Locate all lines with the word "Write" and copy them out.

**Data supplied**
"""

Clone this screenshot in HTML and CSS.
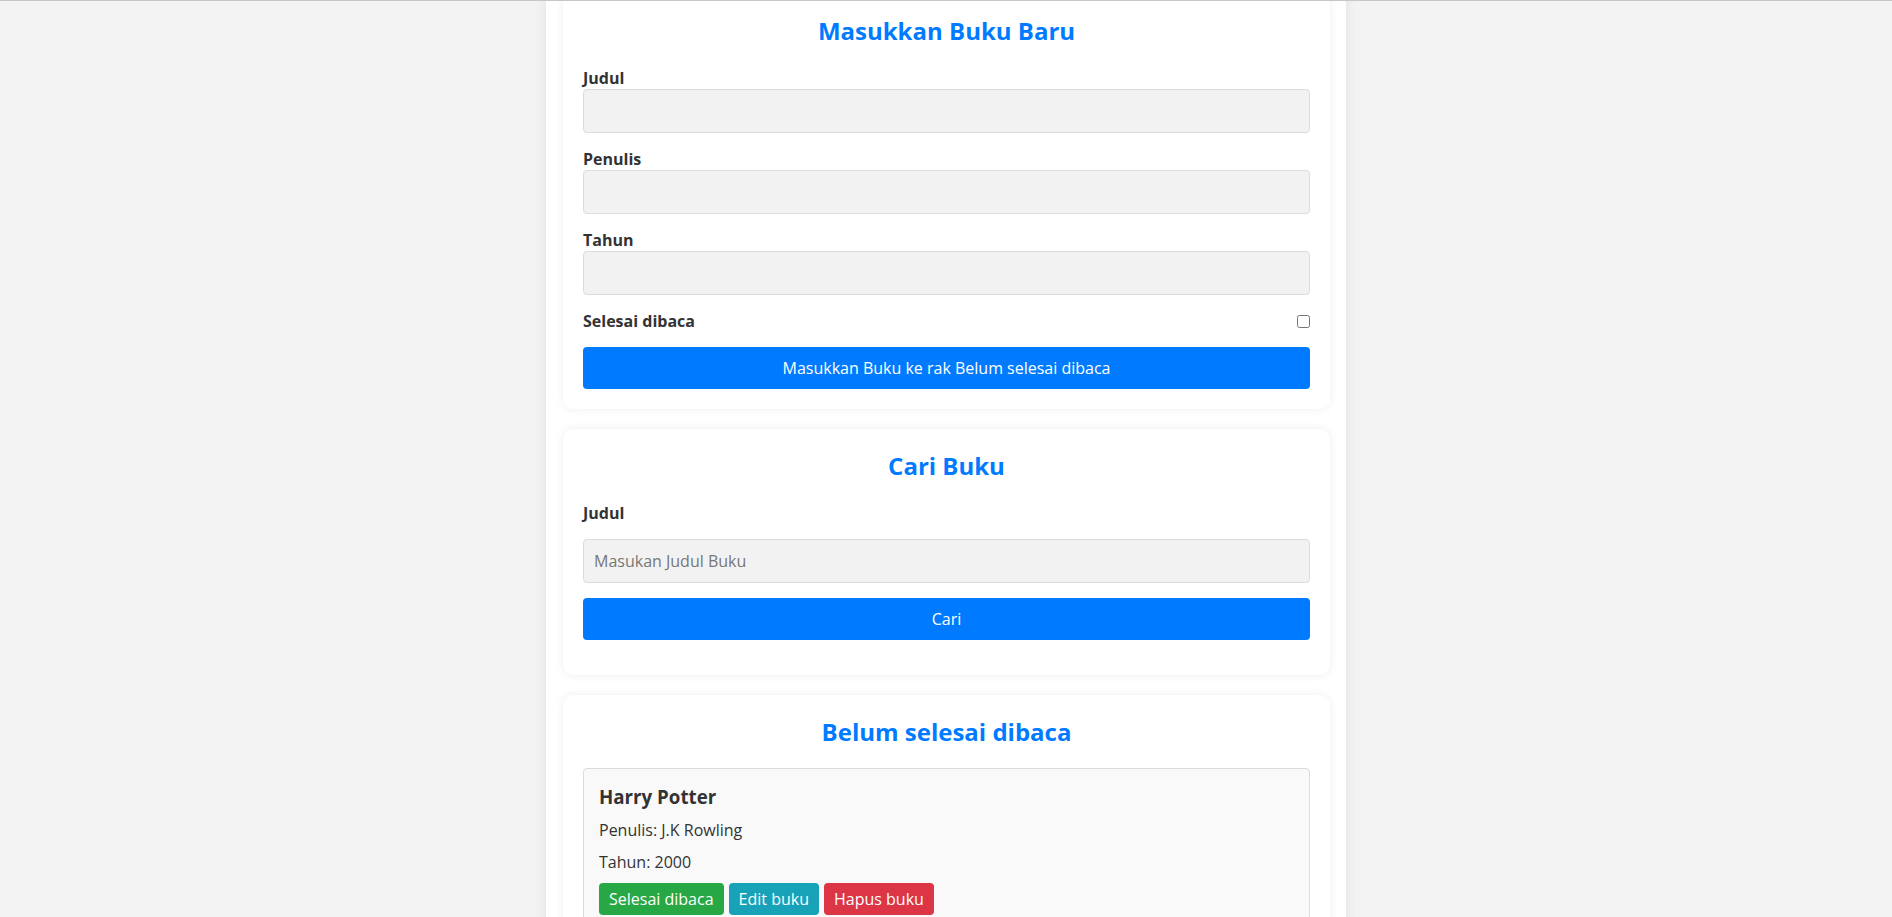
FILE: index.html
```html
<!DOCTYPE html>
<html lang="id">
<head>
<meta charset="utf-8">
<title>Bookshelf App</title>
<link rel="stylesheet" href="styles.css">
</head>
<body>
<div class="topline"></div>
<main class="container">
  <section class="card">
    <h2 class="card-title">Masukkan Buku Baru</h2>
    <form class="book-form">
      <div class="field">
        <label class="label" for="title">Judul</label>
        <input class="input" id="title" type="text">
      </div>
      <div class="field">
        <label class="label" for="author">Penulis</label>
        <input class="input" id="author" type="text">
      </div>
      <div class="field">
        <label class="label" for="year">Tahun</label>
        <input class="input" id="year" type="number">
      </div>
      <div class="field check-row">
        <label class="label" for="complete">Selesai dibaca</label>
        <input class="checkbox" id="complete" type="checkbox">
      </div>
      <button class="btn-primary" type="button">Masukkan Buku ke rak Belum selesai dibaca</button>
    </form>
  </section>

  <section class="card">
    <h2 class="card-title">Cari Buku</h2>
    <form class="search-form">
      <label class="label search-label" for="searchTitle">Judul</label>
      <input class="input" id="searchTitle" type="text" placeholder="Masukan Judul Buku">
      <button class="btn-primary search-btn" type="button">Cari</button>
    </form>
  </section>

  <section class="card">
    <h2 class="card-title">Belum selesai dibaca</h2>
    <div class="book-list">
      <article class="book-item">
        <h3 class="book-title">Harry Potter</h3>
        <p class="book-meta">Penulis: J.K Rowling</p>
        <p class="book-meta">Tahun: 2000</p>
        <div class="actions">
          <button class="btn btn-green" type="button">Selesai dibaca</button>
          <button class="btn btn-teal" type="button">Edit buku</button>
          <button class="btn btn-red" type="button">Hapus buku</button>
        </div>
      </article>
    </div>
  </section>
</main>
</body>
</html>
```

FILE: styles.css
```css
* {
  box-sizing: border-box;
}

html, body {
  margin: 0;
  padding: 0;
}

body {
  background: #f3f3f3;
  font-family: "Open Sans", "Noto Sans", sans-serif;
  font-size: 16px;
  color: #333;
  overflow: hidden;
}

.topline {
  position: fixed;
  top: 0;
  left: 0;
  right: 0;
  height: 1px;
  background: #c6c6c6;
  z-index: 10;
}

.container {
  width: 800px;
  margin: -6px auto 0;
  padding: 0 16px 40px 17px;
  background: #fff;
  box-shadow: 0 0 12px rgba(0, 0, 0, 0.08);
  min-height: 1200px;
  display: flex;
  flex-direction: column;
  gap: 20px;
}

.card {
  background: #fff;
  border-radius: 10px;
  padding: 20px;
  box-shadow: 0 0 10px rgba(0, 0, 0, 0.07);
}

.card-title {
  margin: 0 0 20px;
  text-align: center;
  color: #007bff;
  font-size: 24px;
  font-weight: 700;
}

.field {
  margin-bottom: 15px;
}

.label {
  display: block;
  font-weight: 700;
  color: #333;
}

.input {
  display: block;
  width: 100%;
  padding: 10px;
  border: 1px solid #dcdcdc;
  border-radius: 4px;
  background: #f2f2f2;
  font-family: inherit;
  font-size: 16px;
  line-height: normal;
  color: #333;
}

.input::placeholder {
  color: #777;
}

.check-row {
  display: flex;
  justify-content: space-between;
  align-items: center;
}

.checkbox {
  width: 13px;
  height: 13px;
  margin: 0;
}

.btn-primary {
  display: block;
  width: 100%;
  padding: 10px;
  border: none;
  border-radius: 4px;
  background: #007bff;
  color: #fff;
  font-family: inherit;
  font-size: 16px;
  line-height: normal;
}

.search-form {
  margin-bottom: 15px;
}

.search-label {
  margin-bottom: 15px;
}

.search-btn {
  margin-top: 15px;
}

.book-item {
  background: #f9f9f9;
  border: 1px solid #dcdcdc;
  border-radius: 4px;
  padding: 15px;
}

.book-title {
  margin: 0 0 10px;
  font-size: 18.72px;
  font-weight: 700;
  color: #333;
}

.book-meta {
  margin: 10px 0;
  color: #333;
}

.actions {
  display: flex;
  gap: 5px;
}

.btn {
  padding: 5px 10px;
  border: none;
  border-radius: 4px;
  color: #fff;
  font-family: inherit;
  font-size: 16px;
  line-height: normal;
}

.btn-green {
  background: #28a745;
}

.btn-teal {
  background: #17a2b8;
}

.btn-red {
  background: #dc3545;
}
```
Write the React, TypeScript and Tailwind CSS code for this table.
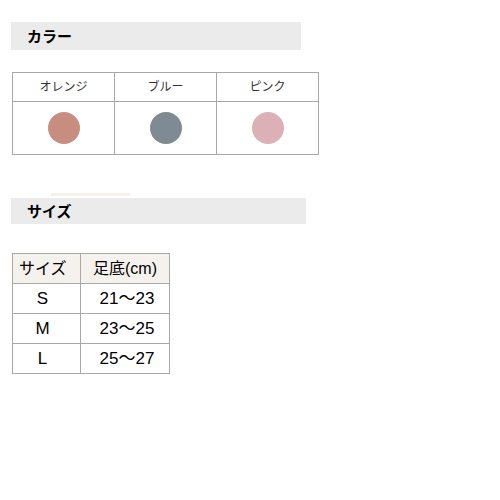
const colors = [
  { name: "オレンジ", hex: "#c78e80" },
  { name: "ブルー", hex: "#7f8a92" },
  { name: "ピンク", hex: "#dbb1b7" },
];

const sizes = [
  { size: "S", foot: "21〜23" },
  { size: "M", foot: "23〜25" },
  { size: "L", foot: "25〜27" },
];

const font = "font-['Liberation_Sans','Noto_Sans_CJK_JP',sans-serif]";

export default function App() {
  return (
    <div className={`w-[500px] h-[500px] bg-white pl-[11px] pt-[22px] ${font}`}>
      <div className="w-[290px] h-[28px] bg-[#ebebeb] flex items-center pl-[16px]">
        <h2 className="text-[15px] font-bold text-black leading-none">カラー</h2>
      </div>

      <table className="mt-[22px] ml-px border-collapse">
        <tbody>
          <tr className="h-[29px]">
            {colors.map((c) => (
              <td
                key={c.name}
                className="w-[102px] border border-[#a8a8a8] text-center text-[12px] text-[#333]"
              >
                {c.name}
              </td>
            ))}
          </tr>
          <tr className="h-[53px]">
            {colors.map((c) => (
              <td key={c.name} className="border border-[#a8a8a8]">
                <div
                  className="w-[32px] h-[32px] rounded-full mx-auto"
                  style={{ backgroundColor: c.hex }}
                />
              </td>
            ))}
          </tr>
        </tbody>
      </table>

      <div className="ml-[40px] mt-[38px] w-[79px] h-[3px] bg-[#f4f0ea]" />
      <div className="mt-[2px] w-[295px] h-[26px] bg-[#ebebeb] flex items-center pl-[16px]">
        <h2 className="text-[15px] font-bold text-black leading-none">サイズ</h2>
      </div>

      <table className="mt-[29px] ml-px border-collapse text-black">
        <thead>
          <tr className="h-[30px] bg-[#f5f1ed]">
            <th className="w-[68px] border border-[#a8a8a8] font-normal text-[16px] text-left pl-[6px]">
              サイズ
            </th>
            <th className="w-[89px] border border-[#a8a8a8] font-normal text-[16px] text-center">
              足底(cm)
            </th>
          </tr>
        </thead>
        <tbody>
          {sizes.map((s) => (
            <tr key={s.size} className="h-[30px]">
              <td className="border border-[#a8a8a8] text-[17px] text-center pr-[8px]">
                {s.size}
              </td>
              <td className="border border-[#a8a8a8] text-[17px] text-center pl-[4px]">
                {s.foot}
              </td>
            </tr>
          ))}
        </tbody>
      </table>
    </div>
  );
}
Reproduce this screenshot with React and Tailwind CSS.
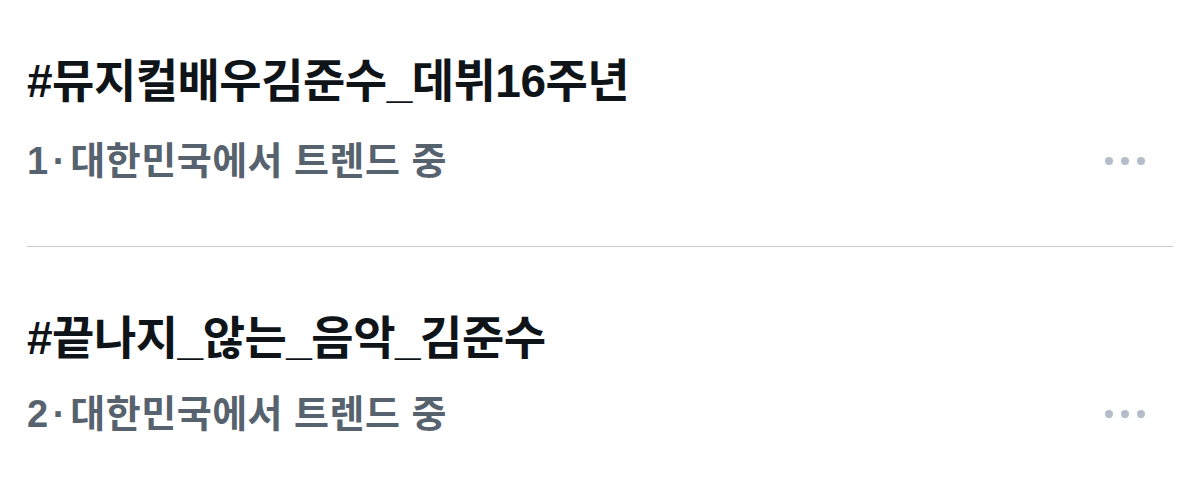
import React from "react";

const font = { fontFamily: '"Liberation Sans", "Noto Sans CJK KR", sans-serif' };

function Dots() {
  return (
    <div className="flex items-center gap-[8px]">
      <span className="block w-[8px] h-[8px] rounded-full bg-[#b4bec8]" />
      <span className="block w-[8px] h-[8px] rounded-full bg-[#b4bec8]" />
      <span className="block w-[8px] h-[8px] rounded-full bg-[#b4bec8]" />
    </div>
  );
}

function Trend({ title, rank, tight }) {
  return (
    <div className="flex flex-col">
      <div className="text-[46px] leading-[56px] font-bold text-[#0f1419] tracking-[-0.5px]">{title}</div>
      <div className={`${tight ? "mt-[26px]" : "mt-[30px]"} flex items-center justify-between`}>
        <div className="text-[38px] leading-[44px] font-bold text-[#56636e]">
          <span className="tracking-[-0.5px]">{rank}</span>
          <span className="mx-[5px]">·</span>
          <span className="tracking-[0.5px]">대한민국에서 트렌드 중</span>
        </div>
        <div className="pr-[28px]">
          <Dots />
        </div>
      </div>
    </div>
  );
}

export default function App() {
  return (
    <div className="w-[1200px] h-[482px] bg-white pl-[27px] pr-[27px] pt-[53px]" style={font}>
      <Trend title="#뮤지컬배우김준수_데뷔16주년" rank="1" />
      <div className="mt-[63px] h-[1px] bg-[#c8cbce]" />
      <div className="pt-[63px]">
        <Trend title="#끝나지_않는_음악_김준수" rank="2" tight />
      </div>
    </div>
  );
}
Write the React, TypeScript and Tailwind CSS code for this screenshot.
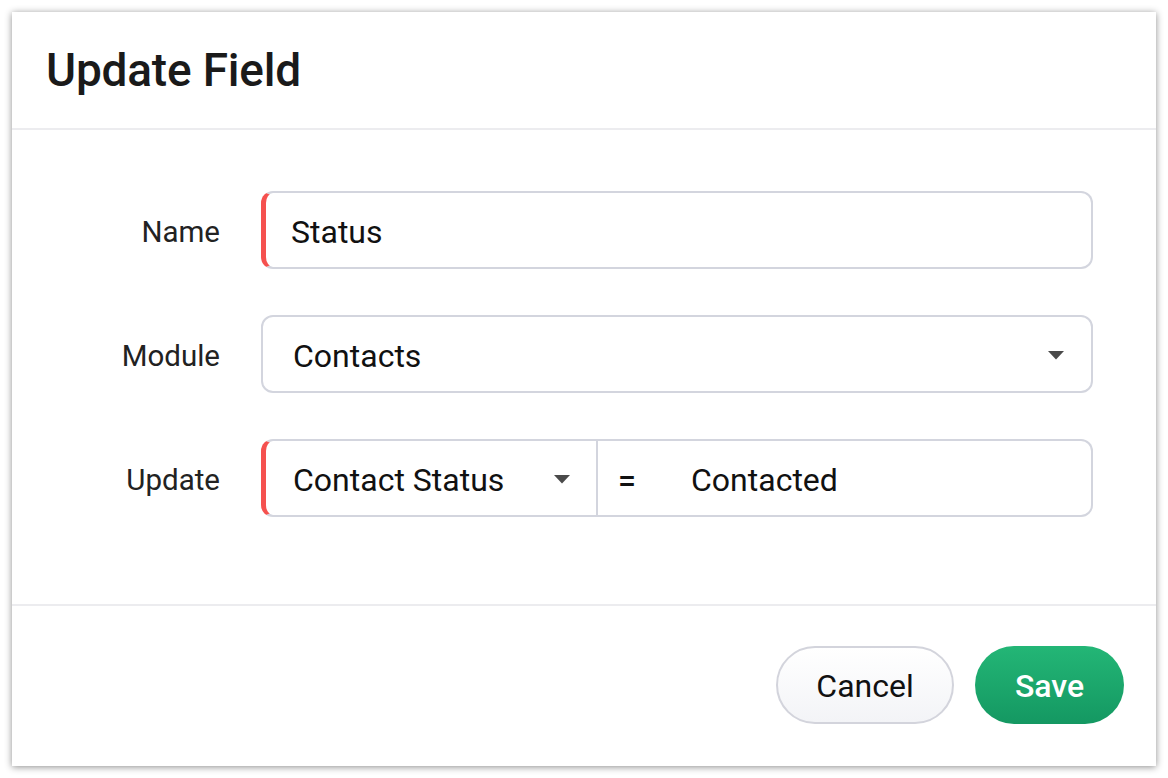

"""

**Response below**
Write the React, TypeScript and Tailwind CSS code for this table.
Write the React, TypeScript and Tailwind CSS code for this screenshot.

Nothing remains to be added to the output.